§ Stated task:
Take every line from the first down to the line with "import React from" and set it down exactly, without the pictures.

§ Dataset excerpt:
######

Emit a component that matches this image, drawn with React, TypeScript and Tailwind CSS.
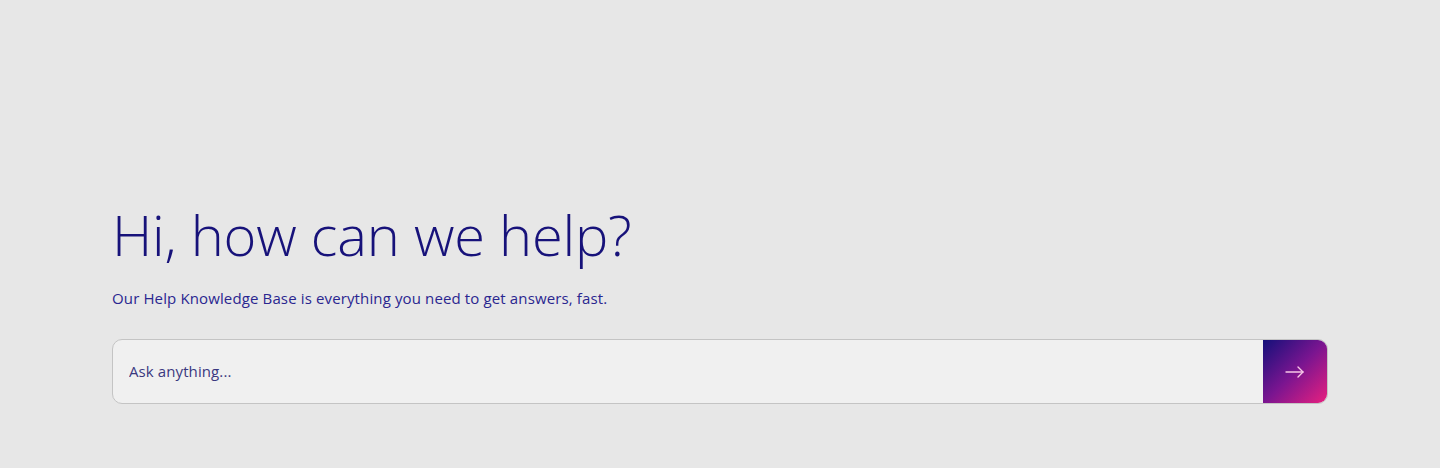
import React from "react";

export default function App() {
  return (
    <div className="w-[1440px] h-[468px] bg-[#e7e7e7] overflow-hidden" style={{ fontFamily: '"Open Sans", "Noto Sans", sans-serif' }}>
      <div className="px-[112px] pt-[198px]">
        <h1 className="text-[56px] leading-[72px] font-light text-[#17127a] tracking-[-0.2px]">Hi, how can we help?</h1>
        <p className="mt-[17px] text-[15px] leading-[22px] text-[#2a2690] tracking-[0.13px]">Our Help Knowledge Base is everything you need to get answers, fast.</p>
        <div className="mt-[30px] flex h-[65px] w-[1216px] rounded-[10px] border border-[#c4c4c4] bg-[#f0f0f0] overflow-hidden">
          <input
            className="flex-1 bg-transparent px-[16px] text-[15px] text-[#2a2690] placeholder:text-[#3b3880] outline-none tracking-[0.1px]"
            placeholder="Ask anything..."
          />
          <button className="w-[64px] h-full flex items-center justify-center bg-[linear-gradient(135deg,#14107a_0%,#7a1590_50%,#e8207f_100%)]">
            <svg width="20" height="12" viewBox="0 0 20 12" fill="none" stroke="#f7c8e6" strokeWidth="1.4" strokeLinecap="round" strokeLinejoin="round">
              <path d="M1 6h17" />
              <path d="M13 1l5 5-5 5" />
            </svg>
          </button>
        </div>
      </div>
    </div>
  );
}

######

§ Full answer:
Emit a component that matches this image, drawn with React, TypeScript and Tailwind CSS.
import React from "react";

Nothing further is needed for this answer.